In between their increasingly bitter clashes, Mr. Vig and Grønkjaer repair to a corner of the castle, or some pocket of the grounds, to rehash the progress or lack thereof. The devastatingly ascetic schedule of his guests ("Nuns don't get tired," he tells a friend) stuns even the eighty-something Mr. Vig, still spry and active in the DIY restoration. The other nuns are distant, sleek figures, shrouded in habits and most often standing before icons or with their heads down, engaged in work if not prayer. There are moments of frustration and triumph, all of them sweetly minor, and an increasingly intimate investigation of Mr. Vig's self-contained past -- his father was the only person he ever cared for, and it seems possible that he is still a virgin. Listening to a man at the end of his life respond to a question about love with genuine bewilderment -- "It's just a word," he says -- will break your heart.

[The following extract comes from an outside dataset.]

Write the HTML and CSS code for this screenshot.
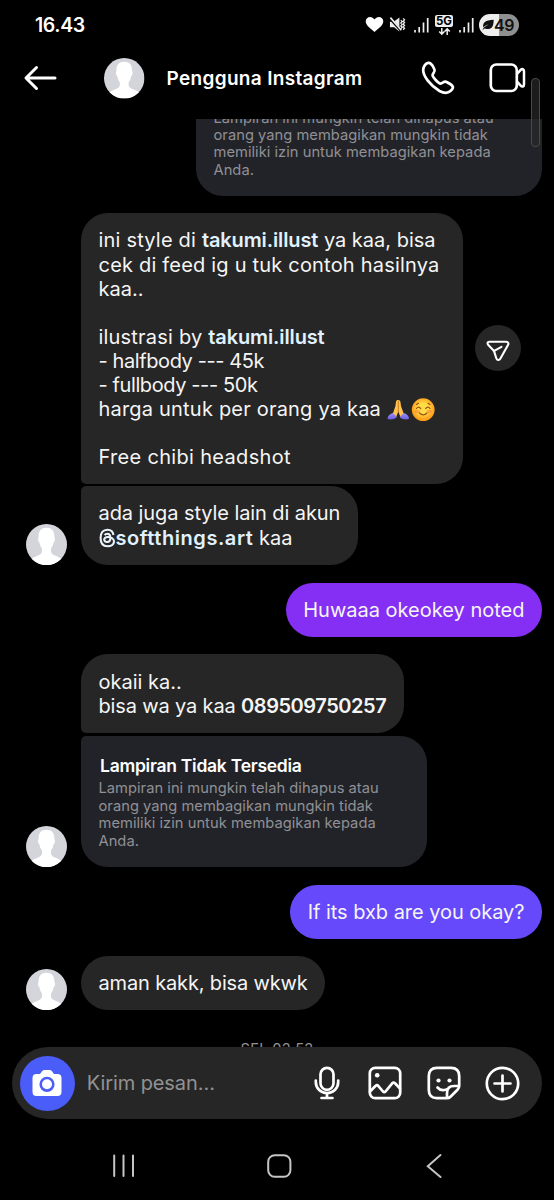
FILE: index.html
```
<!DOCTYPE html>
<html lang="id">
<head>
<meta charset="utf-8">
<title>Pengguna Instagram</title>
<link rel="stylesheet" href="styles.css">
</head>
<body>
<svg class="defs" width="0" height="0">
  <defs>
    <symbol id="person" viewBox="0 0 41 41">
      <circle cx="20.500" cy="20.500" r="20.500" fill="#d3d5db"/>
      <path d="M20.500 3.800C15 3.800 12.300 7.500 12.600 13.200C11.600 13.700 11.900 17.500 13.400 18.300C13.900 21.500 14.800 23 16 24.600C16.300 29 15.500 30.300 11.500 31.700C8 33 6.600 34.300 5.600 34.700A20.500 20.500 0 0 0 35.400 34.700C34.400 34.300 33 33 29.500 31.700C25.500 30.300 24.700 29 25 24.600C26.200 23 27.100 21.500 27.600 18.300C29.100 17.500 29.400 13.700 28.400 13.200C28.700 7.500 26 3.800 20.500 3.800Z" fill="#fff"/>
    </symbol>
    <symbol id="signal" viewBox="0 0 15 16">
      <path d="M1 13v2.500M5.200 10v5.500M9.500 5.500v10M13.700 1v14.500" stroke="#eee" stroke-width="1.700" fill="none"/>
    </symbol>
  </defs>
</svg>
<div class="phone">
  <div class="status">
    <span class="clock">16.43</span>
    <div class="indicators">
      <svg class="heart" width="19" height="17" viewBox="0 0 19 17"><path d="M9.500 16C6 13 .700 9.500.700 5.300C.700 .500 7-.800 9.500 3.500C12-.800 18.300.500 18.300 5.300C18.300 9.500 13 13 9.500 16Z" fill="#fff"/></svg>
      <svg class="mute" width="17" height="17" viewBox="0 0 18 17"><path d="M1 5.500h4L11 1v15L5.500 11.500H1Z" fill="#eee"/><path d="M0 1 13 15.500" stroke="#000" stroke-width="2.600"/><path d="M1.500 1.200 13 14.500" stroke="#eee" stroke-width="1.700"/><path d="M12.500 4l1.500 1.500-1.500 1.500 1.500 1.500-1.500 1.500 1.500 1.500-1.500 1.500M15 2l1.500 1.500L15 5l1.500 1.500L15 8l1.500 1.500L15 11l1.500 1.500L15 14" fill="none" stroke="#eee" stroke-width="1.300"/></svg>
      <svg class="sig-a" width="15" height="16"><use href="#signal"/></svg>
      <div class="net"><span class="net-label">5G</span><svg width="13" height="7" viewBox="0 0 13 7"><path d="M3.800 0v6M1.200 3.500 3.800 6.100l2.600-2.600M9.200 7V1M6.600 3.500 9.200.900l2.600 2.600" fill="none" stroke="#eee" stroke-width="1.500"/></svg></div>
      <svg class="sig-b" width="15" height="16"><use href="#signal"/></svg>
      <div class="battery"><svg width="12" height="12" viewBox="0 0 12 12"><path d="M.500 11.500C1 9 2.500 7.500 6.500 5.500C4 6 2.500 7 1.200 8.500C.500 4 3 1 11.700.800C11.500 6 11 9.500 6.500 10C4.500 10.200 3 9.800 2.300 9.500Z" fill="#111"/></svg><span>49</span></div>
    </div>
  </div>
  <header class="header">
    <svg class="back" width="34" height="26" viewBox="0 0 34 26"><path d="M31 13H2.500M12.500 2.500 2 13 12.500 23.500" fill="none" stroke="#fff" stroke-width="3" stroke-linecap="round" stroke-linejoin="round"/></svg>
    <svg class="head-avatar" width="40.500" height="40.500"><use href="#person"/></svg>
    <h1 class="name">Pengguna Instagram</h1>
    <svg class="call" width="34" height="34" viewBox="0 0 34 34"><path d="M7.200 1.800C5 2 2.200 5.500 2.200 9C2.200 15 9 24.500 18.500 30C23.500 32.600 26.500 32.600 29.500 30C31.500 28.200 32.500 26.600 31.600 25.200C30.800 23.900 26.500 21.400 25 20.700C22.500 19.600 21.500 23.300 18.800 22.500C16.500 21.500 12.500 16.800 11.600 14.700C11 12 14.500 11.500 13.500 8.700C13 7 10.800 3.500 9.700 2.600C9 2 8.300 1.700 7.200 1.800Z" fill="none" stroke="#fff" stroke-width="2.700" stroke-linejoin="round"/></svg>
    <svg class="video" width="37" height="30" viewBox="0 0 37 30"><rect x="1.800" y="1.500" width="26" height="26.500" rx="5.500" fill="none" stroke="#fff" stroke-width="2.700"/><path d="M28 11 31.700 6.800C33 5.600 35 6 35 8.200V21.500C35 23.700 33 24.100 31.700 22.700L28 18.600" fill="none" stroke="#fff" stroke-width="2.500" stroke-linejoin="round"/></svg>
  </header>
  <main class="chat">
    <div class="bubble card sent first">
      <p class="card-text">Lampiran ini mungkin telah dihapus atau<br>orang yang membagikan mungkin tidak<br>memiliki izin untuk membagikan kepada<br>Anda.</p>
    </div>
    <div class="row style-row">
      <div class="bubble start intro"><span class="wide">ini style di </span><b>takumi.illust</b> ya kaa, bisa<br><span class="wide">cek di feed ig u tuk contoh hasilnya</span><br>kaa..<br><br><span class="wide">ilustrasi by </span><b>takumi.illust</b><br><span class="tight">- halfbody --- 45k</span><br><span class="tight">- fullbody --- 50k</span><br><span class="wide">harga untuk per orang ya kaa </span><svg class="emoji" width="48" height="23" viewBox="0 0 48 23"><defs><radialGradient id="face" cy=".45"><stop offset=".45" stop-color="#ffdc45"/><stop offset="1" stop-color="#ff9d19"/></radialGradient><linearGradient id="sleeve" x2="0" y2="1"><stop stop-color="#a08df8"/><stop offset="1" stop-color="#6c5fe0"/></linearGradient></defs><path d="M10.800 2C8.800 2 9 4 8.500 8L5.500 16.500 9 19.500 11.300 13.500 13.600 19.500 17 16.500 14 8C13.500 4 13.500 2 11.700 2Z" fill="#ffc34d"/><path d="M11.300 2.500V14" stroke="#c97b22" stroke-width="1"/><path d="M5.800 15 10 19C7.500 21.500 3.500 22 .700 21C.300 18.500 2.500 16 5.800 15ZM16.800 15 12.600 19C15.100 21.500 19.100 22 21.900 21C22.300 18.500 20.100 16 16.800 15Z" fill="url(#sleeve)"/><circle cx="36.200" cy="11.700" r="11.400" fill="url(#face)"/><path d="M29.500 10.500Q31.500 7.800 33.700 10.500M38.700 10.500Q41 7.800 43 10.500M32.500 15Q36.200 18.800 40 15M29.500 6.500 31.500 5.300M43 6.500 41 5.300" fill="none" stroke="#99521c" stroke-width="1.200" stroke-linecap="round"/><path d="M29 13.500h2.500M41 13.500h2.500" stroke="#fa7946" stroke-width="3" stroke-linecap="round" opacity=".5"/></svg><br><br><span class="wider">Free chibi headshot</span></div>
      <div class="share"><svg width="24" height="22" viewBox="0 0 24 22"><path d="M3.300 1.800H20.300C22.300 1.800 22.900 3.500 22 5L14.300 18.800C13.200 20.700 10.900 20.300 10.300 18.300L8.200 11.600C8 11 7.600 10.500 7.100 10L2.300 5C.900 3.600 1.400 1.800 3.300 1.800ZM8.200 10.800 15.500 6.800" fill="none" stroke="#fff" stroke-width="2.100" stroke-linecap="round" stroke-linejoin="round"/></svg></div>
    </div>
    <div class="row">
      <svg class="avatar" width="41" height="41"><use href="#person"/></svg>
      <div class="bubble end duo"><span class="snug">ada juga style lain di akun</span><br><svg class="threads" width="17" height="20" viewBox="0 0 17 20"><path d="M14.500 7C13.900 3.200 11.800 1.700 8.500 1.700C3.800 1.700 1.600 5 1.600 10S3.900 18.300 8.500 18.300C12.500 18.300 15 16.300 15 13.600C15 10.300 11.700 9 8.700 9C6.500 9 5.200 10.200 5.200 11.600C5.200 13.200 6.500 14.100 8.200 14C10.600 13.900 11.500 12.200 11.400 9.500C11.300 7 10.200 5.800 8.400 5.800C7.200 5.800 6.200 6.300 5.600 7.200" fill="none" stroke="#e9f3fc" stroke-width="2.100"/></svg><b class="handle">softthings.art</b> kaa</div>
    </div>
    <div class="bubble sent purple">Huwaaa okeokey noted</div>
    <div class="row next">
      <div class="bubble start duo">okaii ka..<br><span class="snug-more">bisa wa ya kaa </span><b class="phone-no">089509750257</b></div>
    </div>
    <div class="row">
      <svg class="avatar" width="41" height="41"><use href="#person"/></svg>
      <div class="bubble end card">
        <h2 class="card-title">Lampiran Tidak Tersedia</h2>
        <p class="card-text">Lampiran ini mungkin telah dihapus atau<br>orang yang membagikan mungkin tidak<br>memiliki izin untuk membagikan kepada<br>Anda.</p>
      </div>
    </div>
    <div class="bubble sent indigo">If its bxb are you okay?</div>
    <div class="row next">
      <svg class="avatar" width="41" height="41"><use href="#person"/></svg>
      <div class="bubble snug-more">aman kakk, bisa wkwk</div>
    </div>
    <div class="date">SEL 02.52</div>
  </main>
  <div class="composer">
    <div class="camera"><svg width="30" height="28" viewBox="0 0 30 28"><path d="M4.500 5H8L10 2.300Q11 1 12.500 1H17.500Q19 1 20 2.300L22 5H25.500Q29.500 5 29.500 9V23Q29.500 27 25.500 27H4.500Q.500 27 .500 23V9Q.500 5 4.500 5Z" fill="#fff"/><circle cx="15" cy="15.300" r="6.300" fill="#fff" stroke="#4a5df9" stroke-width="2.600"/></svg></div>
    <span class="placeholder">Kirim pesan…</span>
    <svg class="mic" width="26" height="34" viewBox="0 0 26 34"><rect x="6.500" y="1.800" width="13" height="22" rx="6.500"/><path d="M1.800 14.500V16C1.800 22.500 7 27 13 27S24.200 22.500 24.200 16V14.500M13 27V32M7.500 32H18.500"/></svg>
    <svg class="pic" width="34" height="34" viewBox="0 0 34 34"><rect x="1.800" y="1.800" width="30.400" height="30.400" rx="5.500"/><circle cx="9.200" cy="9.200" r="2.300" class="dot"/><path d="M2 25.500 7.700 19.700Q9 18.700 10.200 19.800L15 25.500Q16.200 26.600 17.500 25.500L24.200 17.300Q25.500 16 27 17.300L32 22.500"/></svg>
    <svg class="stick" width="34" height="34" viewBox="0 0 34 34"><path d="M20 32.200H10Q1.800 32.200 1.800 24V10Q1.800 1.800 10 1.800H24Q32.200 1.800 32.200 10V20Q32.200 22 30.500 23.700L23.500 30.700Q22 32.200 20 32.200ZM20 32V27Q20 20 27 20H32M10.500 21.500Q14 25.500 19.500 23.500"/><circle cx="11.500" cy="14.500" r="2.100" class="dot"/><circle cx="22.500" cy="14.500" r="2.100" class="dot"/></svg>
    <svg class="plus" width="35" height="35" viewBox="0 0 35 35"><circle cx="17.500" cy="17.500" r="15.700"/><path d="M17.500 9.500V25.500M9.500 17.500H25.500"/></svg>
  </div>
  <nav class="nav">
    <svg class="recents" width="22" height="24" viewBox="0 0 22 24"><path d="M1.200 1.500V22M10.500 1.500V22M20 1.500V22"/></svg>
    <svg class="home" width="25" height="24" viewBox="0 0 25 24"><rect x="1.200" y="1.200" width="22.200" height="21.600" rx="6.500"/></svg>
    <svg class="prev" width="16" height="24" viewBox="0 0 16 24"><path d="M14.500 1 1.800 12.200 14.500 23"/></svg>
  </nav>
  <div class="scrollbar"></div>
</div>
</body>
</html>
```

FILE: styles.css
```
* { box-sizing: border-box; }
body { margin: 0; background: #000; color: #f5f5f5; font-family: Inter, "Liberation Sans", sans-serif; }
svg { display: block; flex: none; overflow: visible; }
.defs { position: absolute; }
.phone { position: relative; width: 554px; height: 1200px; overflow: hidden; display: flex; flex-direction: column; background: #000; }

.status { height: 49px; flex: none; display: flex; justify-content: space-between; padding: 0 35px 0 35px; align-items: center; }
.clock { font-size: 19.500px; font-weight: 600; letter-spacing: -.4px; color: #fff; }
.indicators { display: flex; align-items: center; }
.mute { margin-left: 5px; }
.sig-a { margin-left: 8px; }
.net { margin-left: 6px; width: 18px; display: flex; flex-direction: column; align-items: center; gap: 1px; }
.net-label { width: 18px; height: 12px; border-radius: 2px; background: #eee; color: #000; font-size: 11.500px; line-height: 12px; font-weight: 700; text-align: center; }
.sig-b { margin-left: 5.500px; }
.battery { margin-left: 5.500px; width: 40px; height: 22px; border-radius: 11px; background: linear-gradient(90deg, #eee 49%, #909090 49%); display: flex; align-items: center; padding-left: 2.500px; color: #111; font-size: 16px; font-weight: 600; letter-spacing: -.5px; }
.battery span { margin-left: .5px; }

.header { height: 70px; flex: none; display: flex; align-items: center; padding: 0 28px 11.500px 24px; }
.head-avatar { margin-left: 46px; }
.name { margin: 0 0 0 22px; width: 256.500px; font-size: 19px; font-weight: 600; letter-spacing: .33px; color: #fff; white-space: nowrap; }
.video { margin-left: 34.500px; }

.chat { height: 928px; flex: none; overflow: hidden; display: flex; flex-direction: column; padding-right: 12px; }
.row { display: flex; align-items: flex-end; padding-left: 26px; margin-bottom: 2.500px; }
.avatar { margin-right: 14px; }
.bubble { flex: none; min-height: 53.500px; padding: 15.300px 17.500px 14.300px; border-radius: 27px; background: #262626; font-size: 20px; line-height: 24.100px; white-space: nowrap; }
.bubble b { font-weight: 600; letter-spacing: -.12px; color: #e0f1ff; }
.bubble .phone-no { letter-spacing: -.45px; color: #f5f5f5; }
.bubble .handle { letter-spacing: .55px; }
.wide { letter-spacing: .2px; }
.wider { letter-spacing: .32px; }
.tight { letter-spacing: -.4px; }
.snug { letter-spacing: -.08px; }
.snug-more { letter-spacing: -.15px; }
.intro { width: 382px; }
.start { margin-left: 55px; border-bottom-left-radius: 5px; }
.end { border-top-left-radius: 5px; }
.duo { line-height: 24.700px; }
.sent { align-self: flex-end; }
.purple { margin-top: 15.500px; background: #842ff3; }
.indigo { margin-top: 15px; letter-spacing: -.04px; background: #6549fb; }
.next { margin-top: 17.500px; }
.card { width: 346px; background: #222328; padding: 17.500px; }
.first { margin-top: -9.500px; padding-top: 0; padding-bottom: 16.500px; border-top-left-radius: 0; border-top-right-radius: 0; margin-bottom: 17.500px; }
.card-title { margin: 0 0 2px 1.500px; font-size: 17.500px; line-height: 25px; font-weight: 600; letter-spacing: -.26px; color: #fff; }
.card-text { margin: 0; font-size: 14.700px; line-height: 17.400px; letter-spacing: .03px; color: #909095; }
.emoji, .threads { display: inline-block; }
.emoji { vertical-align: -5px; }
.threads { vertical-align: -3px; }
.style-row { align-items: center; }
.share { width: 46px; height: 46px; margin-left: 12px; border-radius: 50%; background: #262626; display: flex; align-items: center; justify-content: center; padding-top: 5px; }
.date { margin-top: 28px; padding-left: 12px; text-align: center; font-size: 14.700px; letter-spacing: .25px; color: #909095; }

.composer { height: 72px; flex: none; margin: 0 12px; border-radius: 36px; background: #262626; display: flex; align-items: center; padding: 0 22px 0 8px; }
.camera { width: 55px; height: 55px; border-radius: 50%; background: #4a5df9; display: flex; align-items: center; justify-content: center; }
.placeholder { margin-left: 12px; width: 228px; font-size: 20px; letter-spacing: -.1px; color: #929292; }
.composer > svg { fill: none; stroke: #fff; stroke-width: 2.700px; stroke-linecap: round; stroke-linejoin: round; }
.composer .dot { fill: #fff; stroke: none; }
.pic { margin-left: 28px; }
.stick { margin-left: 25px; }
.plus { margin-left: 24px; }

.nav { flex: 1; display: flex; align-items: center; padding: 12px 0 0 113px; fill: none; stroke: #c5c5c5; stroke-width: 2px; stroke-linecap: round; }
.home { margin-left: 132px; }
.prev { margin-left: 134px; }
.scrollbar { position: absolute; left: 531px; top: 78px; width: 9px; height: 69px; border: 1.500px solid #494949; border-radius: 4px; background: rgba(40,40,40,.7); }
```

Mr. Vig's mortality and his desire to make something enduring was the reason for beginning the monastery endeavor, but he finds "enduring" to be a relative concept as Sister Ambrosija digs in for the long haul. The permanence of the proposed agreement (that Vig will the building to them) begins to sink in, and Mr. Vig is a divinely stubborn dichotomy, even in his ostensibly peaceful decline. Even after unleashing a massive bureaucratic bitchslap in which he refers to Sister Ambrosija as "an itinerant, tourist nun," she returns to Denmark and the monastery, offering solutions and compromise along with her other cheek. The remarkable scene in which the re-installed Ambrosija silently prepares and serves a meal for her cranky, would-be benefactor bears a level of tenderness so stubborn it almost matches his; it is a tribute not just to the director but to the relationship she documents with such grace.